Typical resistivity assumptions used in practice

The calculator uses standard approximate resistivity values at around room temperature: copper at about 1.724 × 10^-8 ohm-meters and aluminum at about 2.826 × 10^-8 ohm-meters. These are common engineering approximations suitable for planning calculations. Real-world cable impedance can differ due to strand construction, conductor temperature, AC effects, installation method, power factor, conduit grouping, and manufacturer tolerances. For final engineering and code compliance, always verify against the applicable standard, cable data sheet, and local authority requirements.

A useful rule of thumb is that voltage drop improves when you reduce current, reduce length, increase conductor area, or move from aluminum to copper.

Copper versus aluminum: what the numbers imply

Material choice has a direct effect on voltage loss. Aluminum is lighter and often less expensive, which can make it attractive for feeders and large installations. Copper offers lower resistivity, better conductivity per cross-sectional area, and often better termination familiarity in many smaller systems.

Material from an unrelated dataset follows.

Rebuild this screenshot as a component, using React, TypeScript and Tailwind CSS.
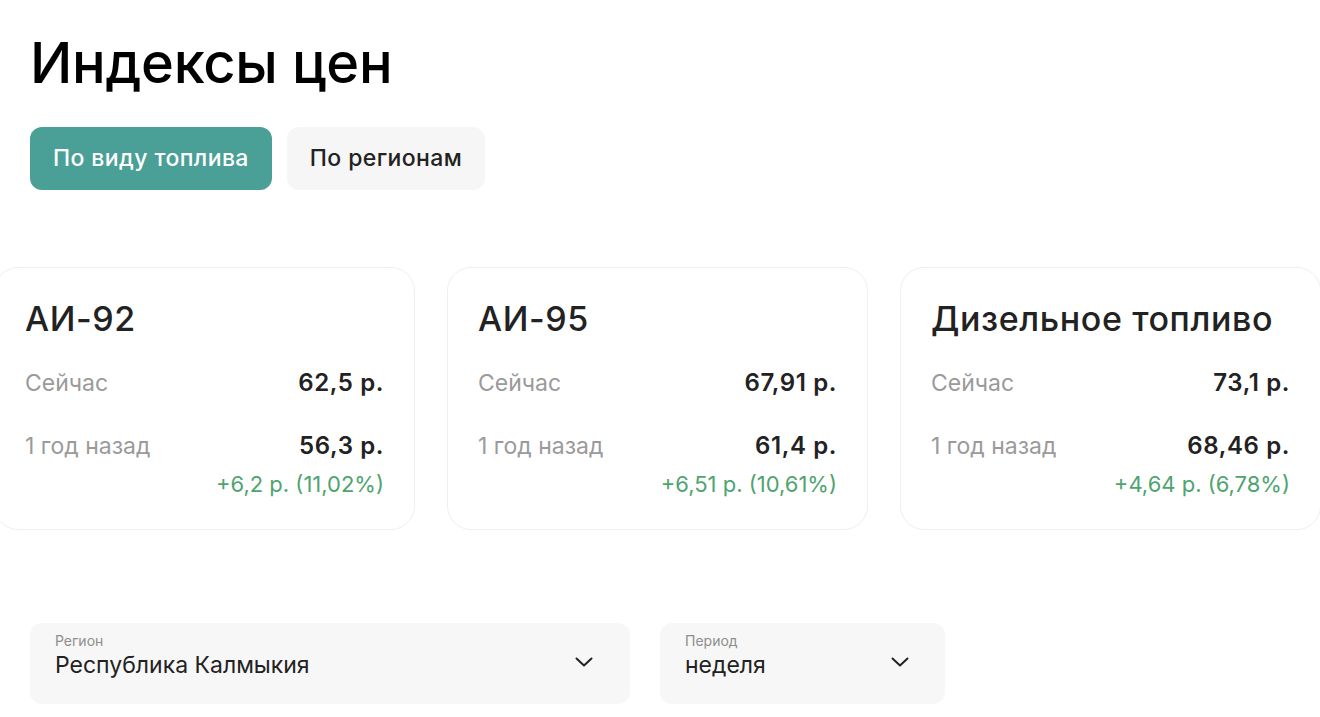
import React from "react";

const cards = [
  { title: "АИ-92", now: "62,5 р.", ago: "56,3 р.", diff: "+6,2 р. (11,02%)" },
  { title: "АИ-95", now: "67,91 р.", ago: "61,4 р.", diff: "+6,51 р. (10,61%)" },
  { title: "Дизельное топливо", now: "73,1 р.", ago: "68,46 р.", diff: "+4,64 р. (6,78%)" },
];

function Chevron() {
  return (
    <svg width="18" height="10" viewBox="0 0 18 10" fill="none">
      <path d="M1.5 1.5L9 8.5L16.5 1.5" stroke="#222" strokeWidth="2" strokeLinecap="round" strokeLinejoin="round" />
    </svg>
  );
}

export default function App() {
  return (
    <div
      className="w-[1320px] h-[717px] overflow-hidden bg-white text-[#222]"
      style={{ fontFamily: "Inter, 'Noto Sans', sans-serif" }}
    >
      <div className="pl-[30px] pt-[35px]">
        <h1 className="text-[56px] leading-[56px] font-medium text-black tracking-[-0.3px]">Индексы цен</h1>
        <div className="flex gap-[15px] mt-[36px]">
          <button className="h-[63px] px-[23px] rounded-[12px] bg-[#4a9f96] text-white text-[23px] font-medium tracking-[0.4px]">
            По виду топлива
          </button>
          <button className="h-[63px] px-[23px] rounded-[12px] bg-[#f6f6f6] text-[#222] text-[23px] font-medium tracking-[0.4px]">
            По регионам
          </button>
        </div>
      </div>

      <div className="flex gap-[32px] ml-[-6px] mt-[77px]">
        {cards.map((c) => (
          <div
            key={c.title}
            className="w-[421px] h-[263px] shrink-0 rounded-[24px] border border-[#efefef] pt-[33px] px-[30px]"
          >
            <div className="text-[34px] leading-[36px] font-medium text-[#222] tracking-[0.6px]">{c.title}</div>
            <div className="mt-[30px] flex items-baseline justify-between h-[32px]">
              <span className="text-[23px] leading-[32px] text-[#9a9a9a]">Сейчас</span>
              <span className="text-[24px] leading-[32px] font-semibold text-[#222] tracking-[0.6px]">{c.now}</span>
            </div>
            <div className="mt-[31px] flex items-baseline justify-between h-[32px]">
              <span className="text-[23px] leading-[32px] text-[#9a9a9a]">1 год назад</span>
              <span className="text-[24px] leading-[32px] font-semibold text-[#222] tracking-[0.6px]">{c.ago}</span>
            </div>
            <div className="mt-[6px] flex justify-end">
              <span className="text-[22px] leading-[32px] text-[#4ea46e]">{c.diff}</span>
            </div>
          </div>
        ))}
      </div>

      <div className="flex gap-[30px] pl-[30px] mt-[93px]">
        <div className="w-[600px] h-[81px] rounded-[12px] bg-[#f7f7f7] pl-[25px] pr-[37px] pt-[10px] flex items-start justify-between">
          <div>
            <div className="text-[14px] leading-[16px] text-[#8e8e8e]">Регион</div>
            <div className="text-[23px] leading-[28px] mt-[2px] text-[#222]">Республика Калмыкия</div>
          </div>
          <div className="mt-[24px]"><Chevron /></div>
        </div>
        <div className="w-[285px] h-[81px] rounded-[12px] bg-[#f7f7f7] pl-[25px] pr-[36px] pt-[10px] flex items-start justify-between">
          <div>
            <div className="text-[14px] leading-[16px] text-[#8e8e8e]">Период</div>
            <div className="text-[23px] leading-[28px] mt-[2px] text-[#222]">неделя</div>
          </div>
          <div className="mt-[24px]"><Chevron /></div>
        </div>
      </div>
    </div>
  );
}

The table below shows the relative difference using common reference data and widely cited material properties.

Property	Copper	Aluminum	Design implication
Electrical conductivity, % IACS	100%	About 61%	Aluminum usually needs a larger cross-sectional area for similar drop performance
Resistivity at 20°C	About 1.724 × 10^-8 Ω·m	About 2.826 × 10^-8 Ω·m	Copper has lower resistance for the same size and length
Density	About 8.96 g/cm³	About 2.70 g/cm³	Aluminum is much lighter, which can lower structural loading
Relative conductor area often needed for similar resistance	1.0× baseline	About 1.6× larger	Upsizing aluminum is common when voltage drop matters

How to use this calculator correctly

1. Enter the system voltage. Use the nominal value you would normally see at the source or distribution point.
2. Enter the expected load current. If the load varies, use the design current rather than a casual average.
3. Enter the one-way length of the cable run. The calculator handles return-path treatment internally depending on circuit type.
4. Select meters or feet. The tool converts feet to meters before calculation.
5. Choose single-phase or three-phase. This matters because the voltage drop relationship changes.
6. Select the conductor material and conductor size.
7. Apply a temperature adjustment if you expect the conductor to run warmer than a basic room-temperature approximation.
8. Click calculate and compare the resulting percent drop to your design criterion.

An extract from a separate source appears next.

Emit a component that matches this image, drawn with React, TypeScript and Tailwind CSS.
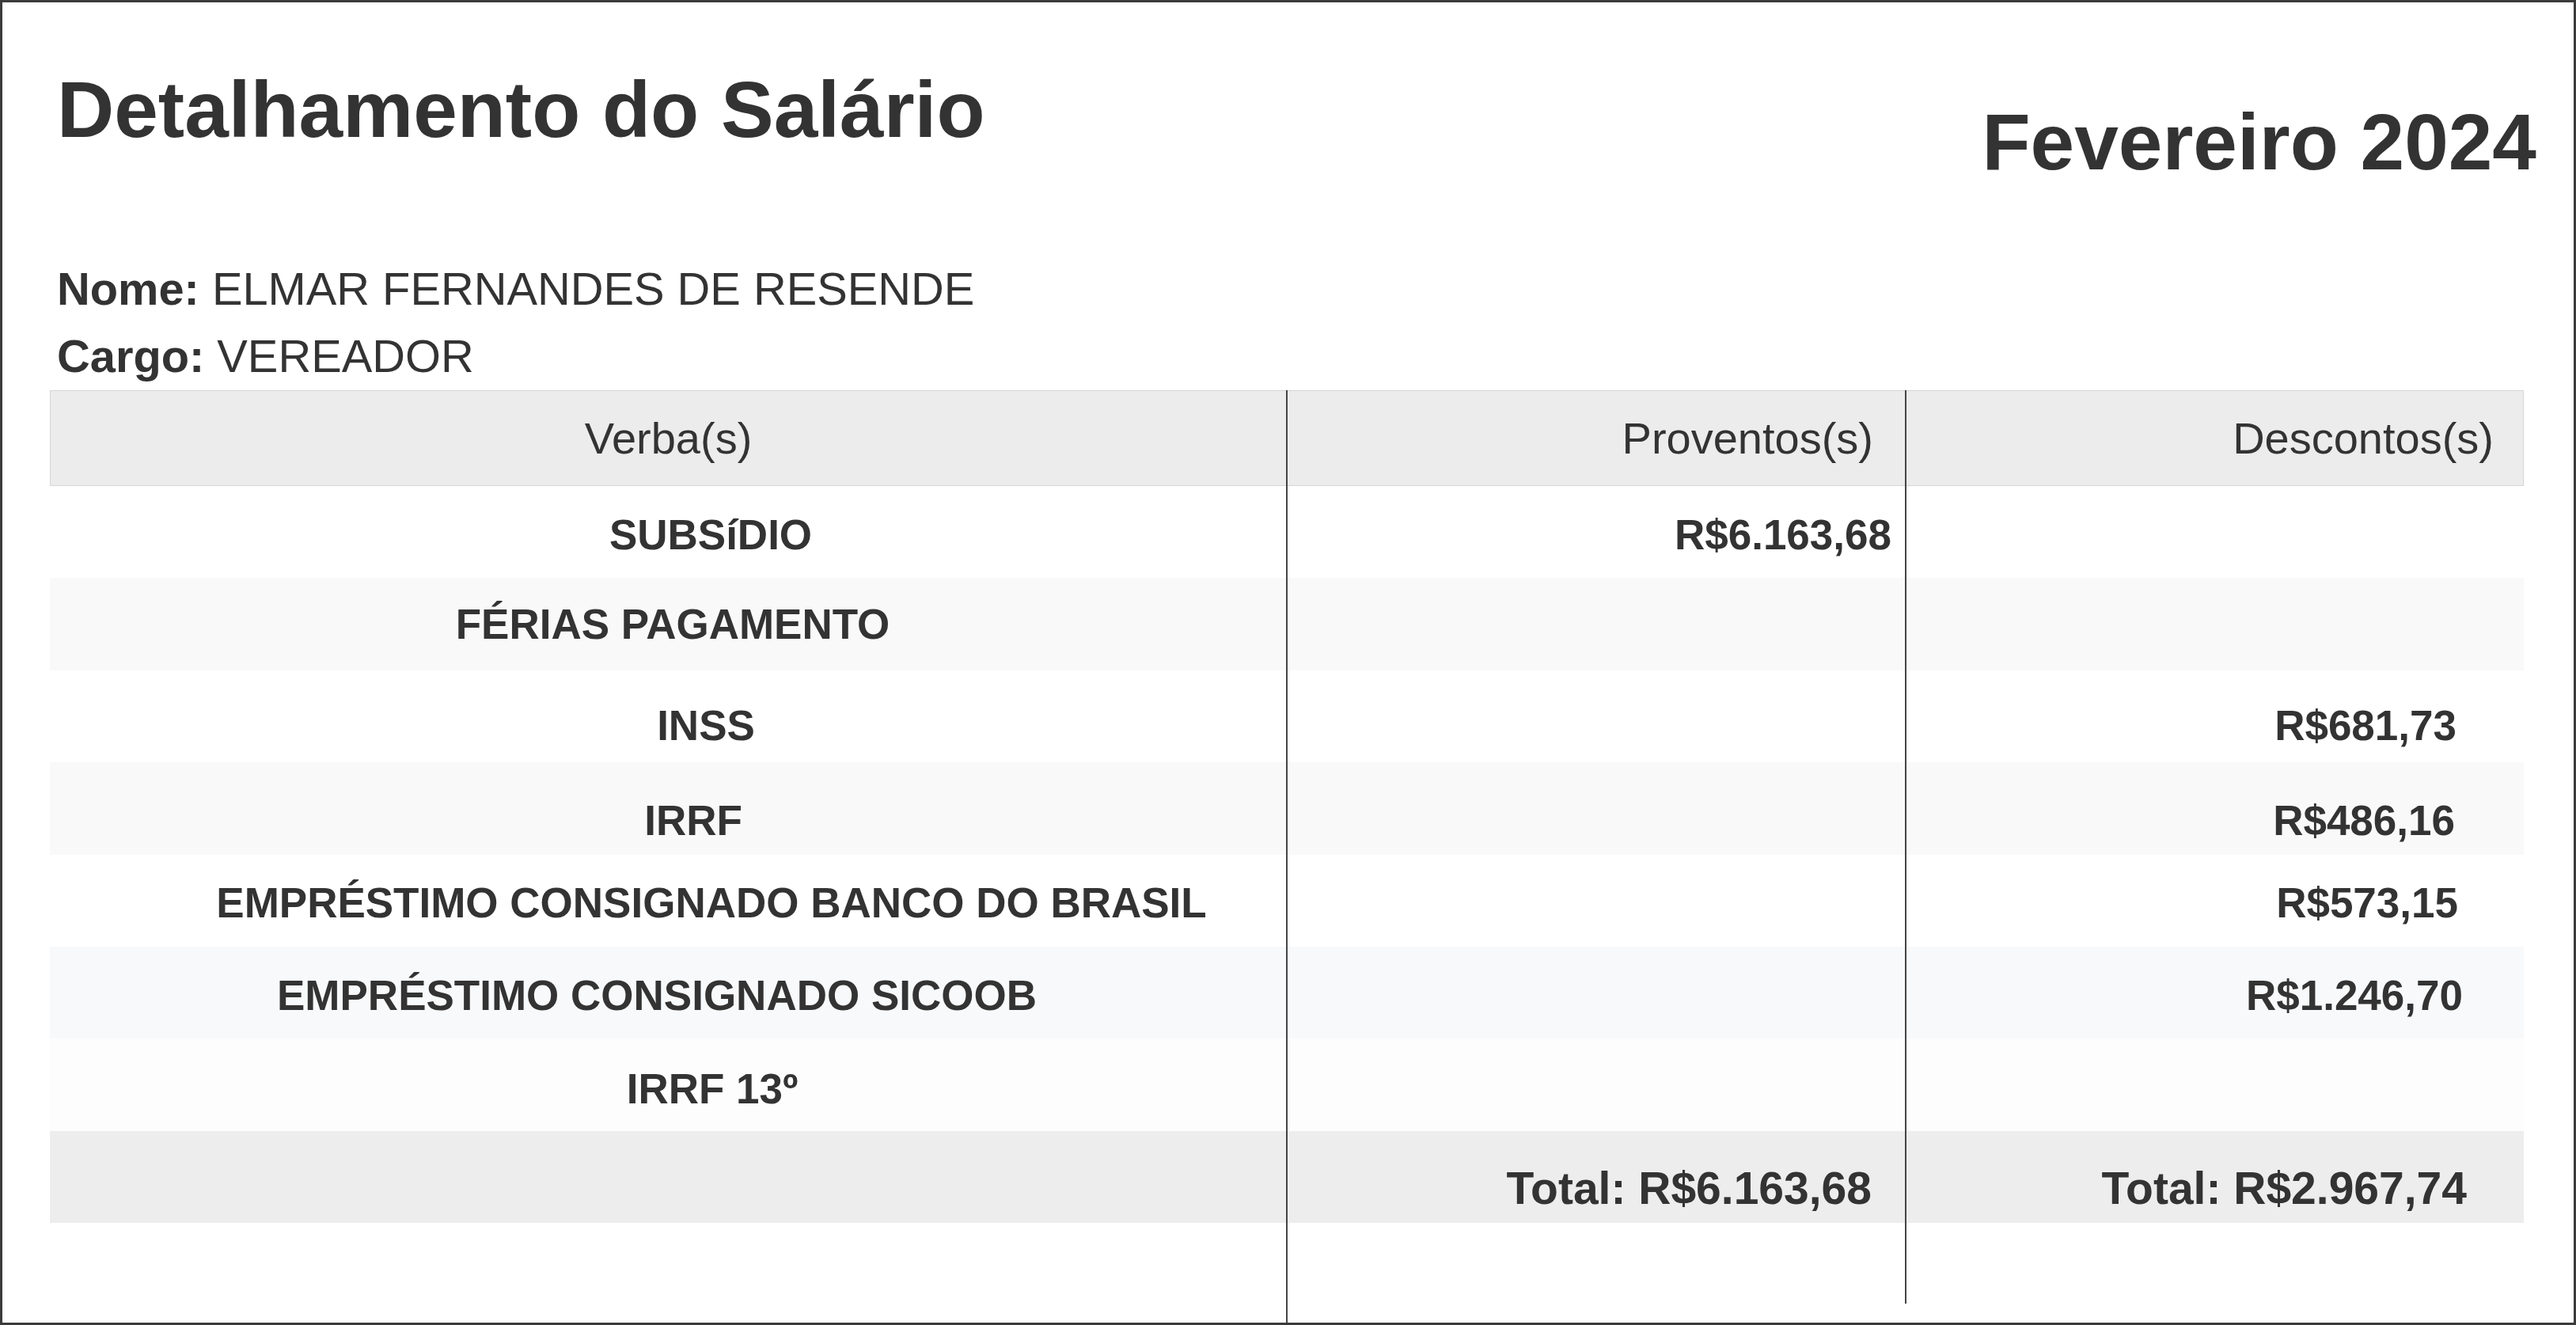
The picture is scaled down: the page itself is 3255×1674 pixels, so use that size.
import React from "react";

type Row = {
  label: string;
  prov: string;
  desc: string;
  bg: string;
  pad: string; // vertical offset class
  lab: string; // horizontal offset for label
  provPad: string;
  descPad: string;
};

const rows: Row[] = [
  { label: "SUBSíDIO", prov: "R$6.163,68", desc: "", bg: "bg-white", pad: "pt-[8px]", lab: "pl-[108px]", provPad: "pr-[17px]", descPad: "pr-[85px]" },
  { label: "FÉRIAS PAGAMENTO", prov: "", desc: "", bg: "bg-[#f9f9f9]", pad: "pt-0", lab: "pl-[12px]", provPad: "pr-[17px]", descPad: "pr-[85px]" },
  { label: "INSS", prov: "", desc: "R$681,73", bg: "bg-white", pad: "pt-[24px]", lab: "pl-[96px]", provPad: "pr-[17px]", descPad: "pr-[85px]" },
  { label: "IRRF", prov: "", desc: "R$486,16", bg: "bg-[#f9f9f9]", pad: "pt-[30px]", lab: "pl-[64px]", provPad: "pr-[17px]", descPad: "pr-[87px]" },
  { label: "EMPRÉSTIMO CONSIGNADO BANCO DO BRASIL", prov: "", desc: "R$573,15", bg: "bg-white", pad: "pt-[6px]", lab: "pl-[110px]", provPad: "pr-[17px]", descPad: "pr-[83px]" },
  { label: "EMPRÉSTIMO CONSIGNADO SICOOB", prov: "", desc: "R$1.246,70", bg: "bg-[#f8f9fa]", pad: "pt-[8px]", lab: "pr-[28px]", provPad: "pr-[17px]", descPad: "pr-[77px]" },
  { label: "IRRF 13º", prov: "", desc: "", bg: "bg-[#fdfdfd]", pad: "pt-[10px]", lab: "pl-[112px]", provPad: "pr-[17px]", descPad: "pr-[85px]" },
];

function Cell({
  children,
  className,
}: {
  children?: React.ReactNode;
  className: string;
}) {
  return <div className={`flex h-[116.4px] items-center ${className}`}>{children}</div>;
}

export default function App() {
  return (
    <div className="flex h-[1674px] w-full flex-col border-[3px] border-[#3b3b3b] bg-white font-['Liberation_Sans',Arial,sans-serif] text-[#333]">
      <div className="flex justify-between pl-[69px] pr-[47px] pt-[85px]">
        <h1 className="text-[100px] font-bold leading-[100px]">Detalhamento do Salário</h1>
        <h2 className="mt-[41px] text-[100px] font-bold leading-[100px]">Fevereiro 2024</h2>
      </div>

      <div className="mt-[94px] pl-[69px] text-[57.8px] leading-[85px]">
        <p>
          <span className="font-bold">Nome:</span> ELMAR FERNANDES DE RESENDE
        </p>
        <p>
          <span className="font-bold">Cargo:</span> VEREADOR
        </p>
      </div>

      <div className="flex flex-1 pl-[60px] pr-[63px]">
        {/* Column 1: Verba(s) */}
        <div className="flex w-[1564px] flex-col border-r-2 border-[#454545]">
          <div className="flex h-[121px] items-center justify-center border-y border-l border-[#d5d5d5] bg-[#ececec] text-[56px]">
            Verba(s)
          </div>
          {rows.map((r, i) => (
            <Cell key={i} className={`${r.bg} ${r.pad} justify-center`}>
              <span className={`${r.lab} text-[53px] font-bold`}>{r.label}</span>
            </Cell>
          ))}
          <Cell className="bg-[#ededed]"> </Cell>
        </div>

        {/* Column 2: Proventos(s) */}
        <div className="mb-[24px] flex w-[782px] flex-col border-r-2 border-[#454545]">
          <div className="flex h-[121px] items-center justify-end border-y border-[#d5d5d5] bg-[#ececec] pr-[40px] text-[56px]">
            Proventos(s)
          </div>
          {rows.map((r, i) => (
            <Cell key={i} className={`${r.bg} ${r.pad} ${r.provPad} justify-end`}>
              <span className="text-[53px] font-bold">{r.prov}</span>
            </Cell>
          ))}
          <Cell className="justify-end bg-[#ededed] pt-[30px] pr-[42px]">
            <span className="text-[57px] font-bold">Total: R$6.163,68</span>
          </Cell>
        </div>

        {/* Column 3: Descontos(s) */}
        <div className="flex w-[780px] flex-col">
          <div className="flex h-[121px] items-center justify-end border-y border-r border-[#d5d5d5] bg-[#ececec] pr-[37px] text-[56px]">
            Descontos(s)
          </div>
          {rows.map((r, i) => (
            <Cell key={i} className={`${r.bg} ${r.pad} ${r.descPad} justify-end`}>
              <span className="text-[53px] font-bold">{r.desc}</span>
            </Cell>
          ))}
          <Cell className="justify-end bg-[#ededed] pt-[30px] pr-[72px]">
            <span className="text-[57px] font-bold">Total: R$2.967,74</span>
          </Cell>
        </div>
      </div>
    </div>
  );
}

What counts as an acceptable voltage drop?

The answer depends on the governing standard, equipment manufacturer guidance, and project quality target. In many designs, engineers aim to keep branch-circuit voltage drop around 3% and total feeder-plus-branch drop around 5% as a practical benchmark. That does not mean every application should automatically run at the upper limit. Sensitive electronics, motor starts, renewable energy systems, battery circuits, and mission-critical infrastructure often benefit from more conservative targets. A shorter, thicker, lower-resistance cable may cost more initially, but it can reduce losses over the system lifetime and improve reliability.

Worked example

Suppose you have a 230 V single-phase circuit carrying 20 A over a 30 m one-way run using 6 mm² copper. The effective path for voltage drop is 60 m because current goes out and returns. Using copper resistivity and the selected area, the total conductor resistance can be estimated, then multiplied by the current to get voltage drop. In a setup like this, the drop is typically modest and may fall within common design limits. If you increase the run to 80 m or decrease the cable to 2.5 mm², the percentage drop can rise quickly. That is why long routes and small conductors deserve special attention.

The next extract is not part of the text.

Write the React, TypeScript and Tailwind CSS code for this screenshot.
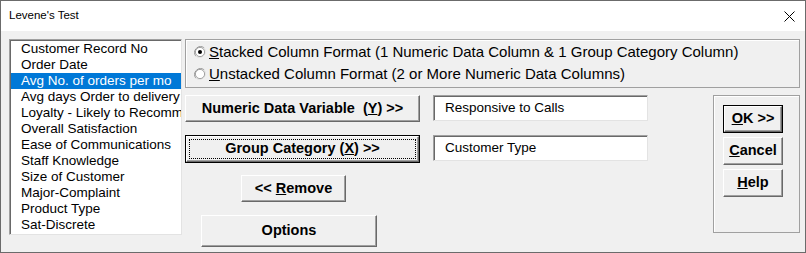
import React from "react";

const items = [
  "Customer Record No",
  "Order Date",
  "Avg No. of orders per mo",
  "Avg days Order to delivery",
  "Loyalty - Likely to Recommend",
  "Overall Satisfaction",
  "Ease of Communications",
  "Staff Knowledge",
  "Size of Customer",
  "Major-Complaint",
  "Product Type",
  "Sat-Discrete",
];

const font = { fontFamily: '"Liberation Sans", Arial, sans-serif' };

// raised 3D push button, windows classic look
function Btn({
  children,
  className = "",
  isDefault = false,
  focused = false,
}: {
  children: React.ReactNode;
  className?: string;
  isDefault?: boolean;
  focused?: boolean;
}) {
  return (
    <div className={`${className} ${isDefault ? "border border-black" : ""} flex`}>
      <div className="relative flex-1 flex items-center justify-center bg-[#f0f0f0] border border-t-white border-l-white border-r-[#696969] border-b-[#696969] shadow-[inset_-1px_-1px_0_#a0a0a0] font-bold text-black">
        {focused && (
          <div className="absolute inset-[2px] border border-dotted border-black" />
        )}
        {children}
      </div>
    </div>
  );
}

function Radio({ checked }: { checked?: boolean }) {
  return (
    <svg width="12" height="12" viewBox="0 0 12 12" className="shrink-0">
      <path d="M10.2 1.8 A6 6 0 0 0 1.8 10.2" stroke="#a0a0a0" strokeWidth="1" fill="none" />
      <path d="M1.8 10.2 A6 6 0 0 0 10.2 1.8" stroke="#e3e3e3" strokeWidth="1" fill="none" />
      <circle cx="6" cy="6" r="4.6" fill="white" stroke="#696969" strokeWidth="0.6" />
      {checked && <circle cx="6" cy="6" r="2" fill="black" />}
    </svg>
  );
}

function TextBox({ value }: { value: string }) {
  return (
    <div className="h-[26px] bg-white border border-t-[#a0a0a0] border-l-[#a0a0a0] border-r-[#e3e3e3] border-b-[#e3e3e3] shadow-[inset_1px_1px_0_#696969] flex items-center pl-[11px] text-[13.5px] text-black">
      {value}
    </div>
  );
}

export default function App() {
  return (
    <div
      className="w-[806px] h-[253px] flex flex-col border border-[#6b6b6b] bg-white overflow-hidden"
      style={font}
    >
      {/* title bar */}
      <div className="h-[30px] bg-white flex items-center justify-between shrink-0">
        <span className="pl-[8px] text-[11.5px] text-black">Levene's Test</span>
        <svg width="11" height="11" viewBox="0 0 11 11" className="mr-[10px]">
          <path d="M0.5 0.5 L10.5 10.5 M10.5 0.5 L0.5 10.5" stroke="black" strokeWidth="1" />
        </svg>
      </div>

      {/* body */}
      <div className="flex-1 bg-[#f0f0f0] flex pl-[8px] pt-[8px]">
        {/* variable list */}
        <div className="w-[173px] h-[196px] bg-white border border-t-[#a0a0a0] border-l-[#a0a0a0] border-r-[#e3e3e3] border-b-[#e3e3e3] shadow-[inset_1px_1px_0_#696969] pt-[1px] pl-[1px] overflow-hidden">
          {items.map((it, i) => (
            <div
              key={it}
              className={`h-[16px] leading-[16px] pl-[10px] whitespace-nowrap overflow-hidden text-[13.5px] ${
                i === 2 ? "bg-[#0078d7] text-white" : "text-black"
              }`}
            >
              {it}
            </div>
          ))}
        </div>

        <div className="ml-[3px] w-[615px] flex flex-col">
          {/* format radio group */}
          <div className="h-[49px] border border-[#a0a0a0] shadow-[inset_1px_1px_0_white] flex flex-col pt-[1px] pl-[8px] text-[15px] text-black">
            <div className="h-[22px] flex items-center gap-[3px]">
              <Radio checked />
              <span>
                <u>S</u>tacked Column Format (1 Numeric Data Column &amp; 1 Group Category Column)
              </span>
            </div>
            <div className="h-[22px] flex items-center gap-[3px]">
              <Radio />
              <span>
                <u>U</u>nstacked Column Format (2 or More Numeric Data Columns)
              </span>
            </div>
          </div>

          <div className="flex mt-[7px]">
            {/* action buttons */}
            <div className="w-[235px] flex flex-col text-[14.5px]">
              <Btn className="h-[27px]">
                Numeric Data Variable&nbsp;&nbsp;(<u>Y</u>) &gt;&gt;
              </Btn>
              <Btn className="h-[28px] mt-[13px]" isDefault focused>
                Group Category (<u>X</u>) &gt;&gt;
              </Btn>
              <Btn className="h-[27px] mt-[12px] ml-[56px] w-[105px]">
                &lt;&lt;&nbsp;<u>R</u>emove
              </Btn>
              <Btn className="h-[32px] mt-[13px] ml-[16px] w-[176px]">Options</Btn>
            </div>

            {/* selected variables */}
            <div className="ml-[13px] w-[215px] flex flex-col gap-[14px]">
              <TextBox value="Responsive to Calls" />
              <TextBox value="Customer Type" />
            </div>

            {/* ok / cancel / help */}
            <div className="ml-[65px] w-[87px] h-[138px] border border-[#a0a0a0] shadow-[inset_1px_1px_0_white] flex flex-col pt-[9px] pl-[9px] gap-[4px] text-[14.5px]">
              <Btn className="h-[28px] w-[60px]" isDefault>
                <u>O</u>K &gt;&gt;
              </Btn>
              <Btn className="h-[28px] w-[60px]">
                <u>C</u>ancel
              </Btn>
              <Btn className="h-[28px] w-[60px]">
                <u>H</u>elp
              </Btn>
            </div>
          </div>
        </div>
      </div>
    </div>
  );
}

Common mistakes when estimating cable voltage loss

• Using one-way length incorrectly: in single-phase and DC circuits, ignoring the return path underestimates voltage drop.
• Confusing ampacity with voltage drop: a cable may be thermally adequate yet still have excessive voltage loss.
• Ignoring temperature: hotter conductors have higher resistance, increasing actual drop.
• Mixing units: feet, meters, AWG, and mm² can be confused during quick estimates.
• Using nominal current instead of design current: startup or full-load current may matter more than a low average.
• Skipping system type: single-phase and three-phase formulas are not interchangeable.

Where this calculation is especially important

Voltage drop calculations are routine in many sectors. In residential projects, they matter for long outbuilding feeds, EV chargers, HVAC equipment, and outdoor lighting. In commercial spaces, they affect lighting performance, refrigeration, office equipment, and distribution layouts. In industrial systems, long motor feeders, process equipment, and three-phase distribution can be very sensitive to cable selection. In solar and battery systems, low-voltage DC strings and battery interconnects can suffer substantial percentage loss if cables are undersized. In telecom and control systems, even small losses can degrade reliability.

Useful reference sources

For deeper review, consult authoritative technical references and regulatory resources. Helpful starting points include the U.S. Department of Energy for energy efficiency guidance, the National Institute of Standards and Technology for measurement and engineering references, and university educational resources on electrical fundamentals. Examples:

• U.S. Department of Energy
• National Institute of Standards and Technology
• Oklahoma State University Extension

Best practices for reducing voltage loss

1. Increase conductor size when long runs or high currents are unavoidable.
2. Place distribution equipment closer to loads where feasible.
3. Use copper when compact size and lower resistance are priorities.
4. Check actual operating temperature and apply suitable adjustment factors.
5. Review motor starting and transient conditions, not just steady-state current.
6. Verify final selections against local electrical code and manufacturer instructions.

A cable voltage loss calculator is most valuable when used early and often. During concept design, it helps compare options quickly. During procurement, it helps justify upsizing or material choice. During troubleshooting, it helps determine whether a poor-performing load is being starved of voltage. And during optimization, it helps identify where a modest increase in conductor area can deliver a substantial improvement in efficiency and end-use performance.

If you treat voltage drop as a first-class design parameter, your systems will usually run better, waste less energy, and provide more stable operation over time. Use this tool as a reliable first-pass estimator, then validate critical installations with project-specific cable data, installation conditions, applicable standards, and the authority having jurisdiction.

Disclaimer: This page provides an engineering estimate for planning and educational use. It does not replace project-specific design review, code calculations, manufacturer data, or professional judgment.